Published 01/25/2016, 03:07 AM
© Reuters.  Oil resumes decline as massive short squeeze rally ends

Investing.com - Oil futures fell in Europe trade on Monday, as a massive short-covering rally which took prices to an almost two-week high in the prior session ebbed.

On the ICE Futures Exchange in London, Brent oil for April delivery shed 52 cents, or 1.57%, to trade at $32.33 a barrel by 08:05GMT, or 3:05AM ET.

London-traded Brent futures soared nearly $3, or 10%, on Friday, as expectations for fresh central bank stimulus in Europe and Japan prompted traders to close out bets on lower prices, a move known as short-covering.

Brent futures gained $3.45, or 11.2%, last week, snapping a three week losing streak. Despite recent gains, Brent prices are still down almost 13% since the start of the year.

Brent sank to $27.10 on January 20, a level not seen since October 2003, as lingering concerns over China’s economic outlook added to the view that a global supply glut may stick around for much longer than anticipated.

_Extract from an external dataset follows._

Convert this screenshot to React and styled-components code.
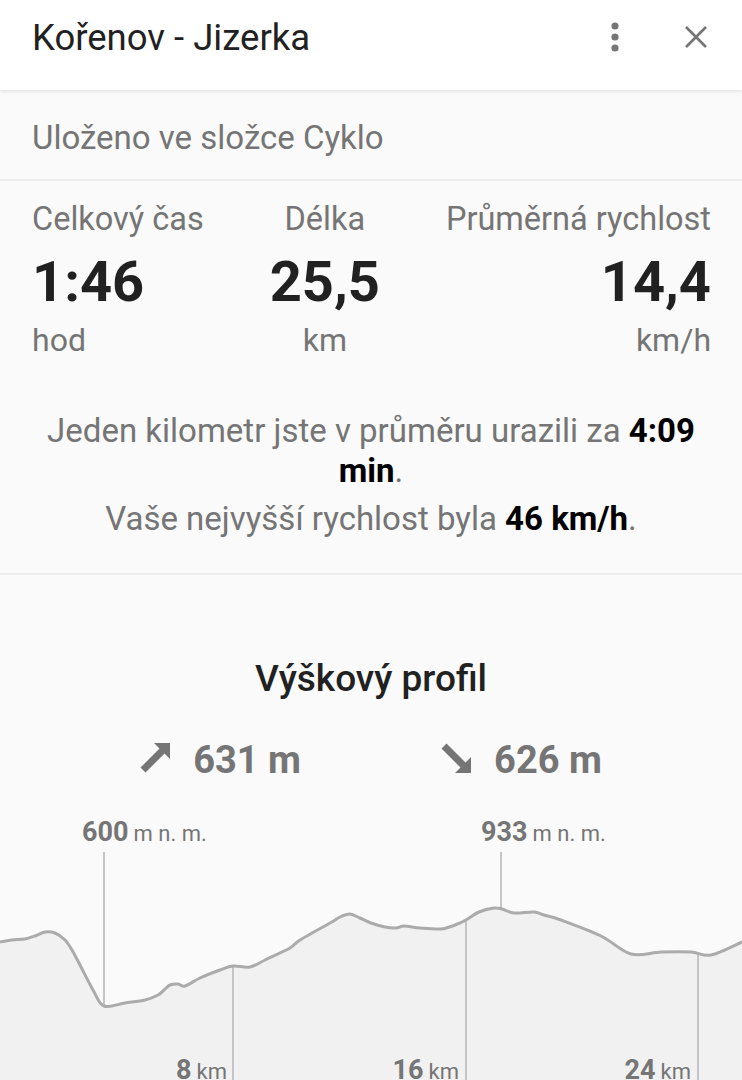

Elsewhere, crude oil for delivery in March on the New York Mercantile Exchange dipped 32 cents, or 1.01%, to $31.86 a barrel. Nymex prices jumped $2.66, or 9.01%, on Friday. Market analysts viewed the surge as a classic dead-cat bounce from oversold conditions.

New York-traded oil futures rose $2.99, or 9.42%, last week, the first weekly gain in a month. The U.S. benchmark is still down nearly 14% this month amid ongoing concerns over a global supply glut.

U.S. oil futures plunged below $27 last week for the first time since September 2003, as investors worried that a huge oversupply in crude was coinciding with an economic slowdown, especially in China.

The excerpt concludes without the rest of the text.